The next show will be coming to you on 17 October from Anne Fox in Denmark.
Working in internationally mixed groups can offer a number of unexpected benefits, but also tremendous intercultural challenges. In this show we concentrate on how you can prepare yourself or other people to master these challenges.
absolutely un-teachable?: Thomas, an international project manager from Slovakia talks with Nicole who worked for the European project “Teaching-Culture”. In this project Alexandra Haas from VHS Rhein-Sieg together with 13 European partners developed a training course for intercultural awareness aimed at teachers of adult education in Europe. Nicole, one of the developers from Austria, tells us about her experiences in international teamwork situations. Even the culturally-determined differences of the daily agenda for meetings (e.g. meal times) turned into one of many challenges the international group had to master, because cultural differences influence teamwork and sometimes even the team spirit. We often think we are aware of these challenges, but in fact in international teamwork they often get in our way. However, the question remains whether culture can really be taught or can we only learn by experience?
absolutely essential: Keith Warburton from Global Business Culture helps clients from all over the world to develop levels of cultural awareness and understanding so that they can operate more effectively and profitably within the global market place. He can look back on a very long international career, working in several countries for over 18 years. He remembers the mistakes companies made when they started to work globally and explains how difficult it still is to convince a complete company to participate at intercultural training seminars. Today, everybody in a company, from the most senior top manager to the junior part-time admin staff is supposed to communicate effectively with clients and suppliers from other cultures. As Keith says, a company is only as strong as its weakest link so intercultural awareness training is essential at all levels of the company.

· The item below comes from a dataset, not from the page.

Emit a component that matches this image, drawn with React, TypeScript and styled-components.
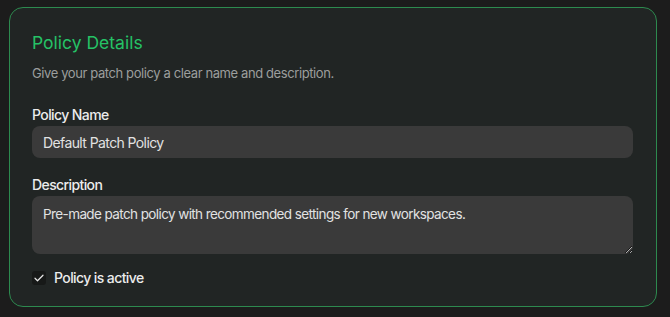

absolutely explorative: We wanted to know how experienced intercultural trainers attempt to teach culture. Do they use facts and figures and simply imform the participants about the different customs and habits of other cultures, such as how to present your business card in the Asian context? Or do they go outside the company with a whole group and make them explore the differences in case studies and simulations? We asked a group of intercultural trainers what the perfect intercultural training seminar would look like, how the learning group should be motivated and which exercises they would propose.
The next show will be coming to you on 30 May from Anne Fox in Denmark.
Thanks to all of you for your numerous comments after the first show – we were overwhelmed by your response! In our second show we ask ourselves: Can intercultural awareness be taught in a classroom? Can it be taught in online courses?
We start by giving you some quotations from the 17 comments of feed-back on the first show. Fernando, a Spanish student who is doing his internship in Germany explains how surprised he was to hear Germans discuss different olive oils as if they were wines. Alexandra gives examples of how you can teach intercultural communication by facilitating intercultural experiences between participants of different countries. Ana shares her experience of an intercultural business simulation between her university and universities in Sweden and Lithuania.
And then we ask you, the listeners: Have you got any experience with intercultural classes? Perhaps even online? How can we gain intercultural awareness? In our gossip column Tommy from Denmark tells us how the Mohamed-cartoons crossed his holiday plans in Egypt and in our look at our favourite podcasts with cultural contents we hear about solar radio for coffee traders in Ruanda.